We cry out in our pain. We cry out in our suffering. We cry out in our fallenness. Even as our own knees strike the dust of the earth and our face screws up in pain, we let out our cries to be seen in our distress.
Has God turned away from facing my fallenness? Will God look down and glance over me to turn toward those more pure of heart? Toward those that seem to operate on a holier plane than me?
In this wondering, I remember...
Station IX: Jesus falls the third time
He weeps with you and with you he will stay
When all your staying power has run out
You can’t go on, you go on anyway.
He stumbles just beside you when the doubt
That always haunts you, cuts you down at last
And takes away the hope that drove you on.
This is the third fall and it hurts the worst
This long descent through darkness to depression
From which there seems no rising and no will
To rise, or breathe or bear your own heart beat.
Twice you survived; this third will surely kill,
And you could almost wish for that defeat
Except that in the cold hell where you freeze
You find your God beside you on his knees.

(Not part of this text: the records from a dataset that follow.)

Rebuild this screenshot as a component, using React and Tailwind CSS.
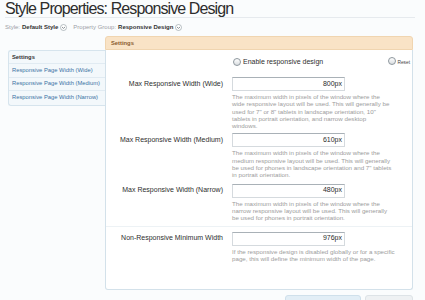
import React from "react";

const sans = "font-['Liberation_Sans','Arial',sans-serif]";

const rows = [
  {
    label: "Max Responsive Width (Wide)",
    value: "800px",
    gap: "mt-[10px]",
    desc: [
      "The maximum width in pixels of the window where the",
      "wide responsive layout will be used. This will generally be",
      'used for 7" or 8" tablets in landscape orientation, 10"',
      "tablets in portrait orientation, and narrow desktop",
      "windows.",
    ],
  },
  {
    label: "Max Responsive Width (Medium)",
    value: "610px",
    gap: "mt-[4px]",
    desc: [
      "The maximum width in pixels of the window where the",
      "medium responsive layout will be used. This will generally",
      'be used for phones in landscape orientation and 7" tablets',
      "in portrait orientation.",
    ],
  },
  {
    label: "Max Responsive Width (Narrow)",
    value: "480px",
    gap: "mt-[5px]",
    desc: [
      "The maximum width in pixels of the window where the",
      "narrow responsive layout will be used. This will generally",
      "be used for phones in portrait orientation.",
    ],
  },
];

const Chevron = () => (
  <svg width="7" height="7" viewBox="0 0 7 7" className="ml-[2px] shrink-0">
    <circle cx="3.5" cy="3.5" r="3" fill="#fff" stroke="#9aa3aa" strokeWidth="0.7" />
    <path d="M2 3 L3.5 4.4 L5 3" fill="none" stroke="#6d767d" strokeWidth="0.8" />
  </svg>
);

const Radio = ({ size = "w-[8px] h-[8px]" }) => (
  <span
    className={`${size} rounded-full border border-[#8e979e] bg-gradient-to-b from-white to-[#d9dde0] shrink-0`}
  />
);

const Row = ({ row }) => (
  <div className={`flex ${row.gap}`}>
    <div className="w-[117px] h-[14px] flex items-center justify-end text-[7px] text-[#2e2e2e] whitespace-nowrap">
      {row.label}
    </div>
    <div className="ml-[9px]">
      <div className="w-[113px] h-[14px] bg-white border border-[#d5dade] border-t-[#a9b1b7] flex items-center justify-end pr-[2px] text-[7px] text-[#2b2b2b]">
        {row.value}
      </div>
      <div className="mt-[2px] text-[6.2px] leading-[7.3px] text-[#9c9c9c]">
        {row.desc.map((line) => (
          <div key={line} className="whitespace-nowrap">
            {line}
          </div>
        ))}
      </div>
    </div>
  </div>
);

export default function App() {
  return (
    <div className={`h-[300px] overflow-hidden bg-[#fafcfd] ${sans}`}>
      <div className="pl-[5px] pr-[10px]">
        <h1 className="text-[16px] leading-[17px] tracking-[-0.9px] text-[#2d2d2d] border-b border-[#e6eaee] whitespace-nowrap">
          Style Properties: Responsive Design
        </h1>
        <div className="mt-[5px] h-[8px] flex items-center text-[6px] whitespace-nowrap">
          <span className="text-[#9aa0a6]">Style:</span>
          <span className="ml-[2px] font-bold text-[#333]">Default Style</span>
          <Chevron />
          <span className="ml-[6px] text-[#9aa0a6]">Property Group:</span>
          <span className="ml-[2px] font-bold text-[#333]">Responsive Design</span>
          <Chevron />
        </div>
      </div>

      <div className="flex pl-[8px] mt-[5px]">
        {/* Sidebar */}
        <div className="w-[97px] mt-[14px] self-start bg-[#f3f8fb] border border-r-0 border-[#d6e4ed] rounded-l-[3px] text-[5.8px] whitespace-nowrap">
          <div className="h-[13px] flex items-center pl-[3px] font-bold text-[#333] border-b border-[#e1ebf2]">
            Settings
          </div>
          {["Wide", "Medium", "Narrow"].map((w, i) => (
            <div
              key={w}
              className={`h-[13.5px] flex items-center pl-[3px] text-[#3a72a4] ${
                i < 2 ? "border-b border-[#e1ebf2]" : ""
              }`}
            >
              Responsive Page Width ({w})
            </div>
          ))}
        </div>

        {/* Main */}
        <div className="w-[308px]">
          <div className="h-[14px] bg-[#f9e3c6] border border-[#f0d5b0] rounded-t-[3px] flex items-center pl-[5px] text-[5.8px] font-bold text-[#8a5c2e]">
            Settings
          </div>
          <div className="h-[240px] bg-white border border-t-0 border-[#d3e1ea] rounded-b-[3px] pt-[7px]">
            <div className="flex h-[10px]">
              <div className="w-[117px]" />
              <div className="ml-[10px] flex-1 flex justify-between pr-[2px]">
                <div className="flex items-center gap-[2px] text-[7px] text-[#2e2e2e]">
                  <Radio />
                  Enable responsive design
                </div>
                <div className="flex items-start gap-[1px] text-[4.8px] text-[#444] pt-[0px]">
                  <Radio />
                  <span className="mt-[2px]">Reset</span>
                </div>
              </div>
            </div>

            {rows.map((row) => (
              <Row key={row.label} row={row} />
            ))}

            <div className="mt-[4px] border-t border-[#edf2f5]" />

            <Row
              row={{
                label: "Non-Responsive Minimum Width",
                value: "976px",
                gap: "mt-[5px]",
                desc: [
                  "If the responsive design is disabled globally or for a specific",
                  "page, this will define the minimum width of the page.",
                ],
              }}
            />
          </div>

          <div className="mt-[5px] flex justify-end gap-[4px]">
            <div className="w-[76px] h-[14px] rounded-[3px] bg-[#e2eef6] border border-[#cfe0eb]" />
            <div className="w-[48px] h-[14px] rounded-[3px] bg-[#eef1f3] border border-[#dde3e7]" />
          </div>
        </div>
      </div>
    </div>
  );
}
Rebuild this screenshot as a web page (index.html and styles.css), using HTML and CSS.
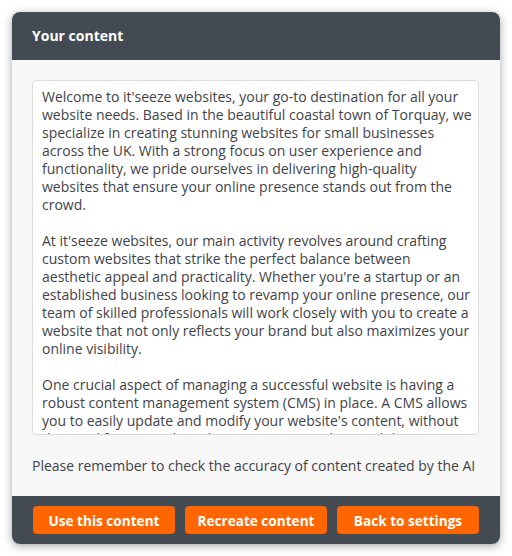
FILE: index.html
```html
<!DOCTYPE html>
<html>
<head>
<meta charset="utf-8">
<link rel="stylesheet" href="styles.css">
</head>
<body>
<div class="dialog">
  <div class="header">Your content</div>
  <div class="body">
    <div class="content">
      <p>Welcome to it'seeze websites, your go-to destination for all your website needs. Based in the beautiful coastal town of Torquay, we specialize in creating stunning websites for small businesses across the UK. With a strong focus on user experience and functionality, we pride ourselves in delivering high-quality websites that ensure your online presence stands out from the crowd.</p>
      <p>At it'seeze websites, our main activity revolves around crafting custom websites that strike the perfect balance between aesthetic appeal and practicality. Whether you're a startup or an established business looking to revamp your online presence, our team of skilled professionals will work closely with you to create a website that not only reflects your brand but also maximizes your online visibility.</p>
      <p>One crucial aspect of managing a successful website is having a robust content management system (CMS) in place. A CMS allows you to easily update and modify your website's content, without the need for any technical expertise. We understand the importance of keeping your content fresh and engaging.</p>
    </div>
    <div class="note">Please remember to check the accuracy of content created by the AI</div>
  </div>
  <div class="footer">
    <button class="btn">Use this content</button>
    <button class="btn">Recreate content</button>
    <button class="btn">Back to settings</button>
  </div>
</div>
</body>
</html>
```
FILE: styles.css
```css
html, body {
  margin: 0;
  padding: 0;
  background: #ffffff;
}
body {
  padding: 12px;
  font-family: "Open Sans", "Liberation Sans", sans-serif;
}
.dialog {
  width: 488px;
  height: 532px;
  border-radius: 8px;
  overflow: hidden;
  background: #f7f7f7;
  box-shadow: 0 2px 10px rgba(0, 0, 0, 0.35);
  display: flex;
  flex-direction: column;
}
.header {
  height: 48px;
  background: #434a52;
  color: #ffffff;
  font-weight: 700;
  font-size: 14px;
  line-height: 48px;
  padding-left: 20px;
  flex: none;
}
.body {
  flex: 1;
  padding: 20px 21px 21px 20px;
  display: flex;
  flex-direction: column;
}
.content {
  box-sizing: border-box;
  height: 355px;
  flex: none;
  border: 1px solid #dcdcdc;
  border-radius: 4px;
  background: #ffffff;
  padding: 7px 6px 0 9px;
  overflow: hidden;
  color: #3f4349;
  font-size: 14px;
  line-height: 18px;
}
.content p {
  margin: 0 0 18px 0;
}
.note {
  margin-top: 22px;
  color: #3f4349;
  font-size: 14px;
  line-height: 18px;
}
.footer {
  height: 48px;
  flex: none;
  background: #434a52;
  padding: 10px 21px 10px 21px;
  box-sizing: border-box;
  display: flex;
  gap: 10px;
}
.btn {
  flex: 1;
  height: 28px;
  border: none;
  border-radius: 4px;
  background: #ff6600;
  color: #ffffff;
  font-family: "Open Sans", "Liberation Sans", sans-serif;
  font-weight: 700;
  font-size: 13.6px;
  padding: 0;
  cursor: pointer;
}
```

My dear reader, I am here to tell you that Jesus cares for you, no matter how many times you feel you have fallen.
The Word-made-flesh still makes a habit of sitting in the dusty places of our existence. The God who fell those centuries ago on the way to Death knows what it is like to feel pain and heartbreak and suffering. God knows the sting of bitter defeat and the loss of will to go on.
God knows.
God sees.
And God still loves.
Despite the pain. Despite the fall. Despite every reason to turn aside, God has chosen love. Love not only for humanity in the goodness of our created natures, but love for humanity in our dusty, battered forms.
Let us take heart in this. Let us find hope and courage in the love and strength of this Jesus who fell. And let us rise, knowing that the final word is not one of painful falls.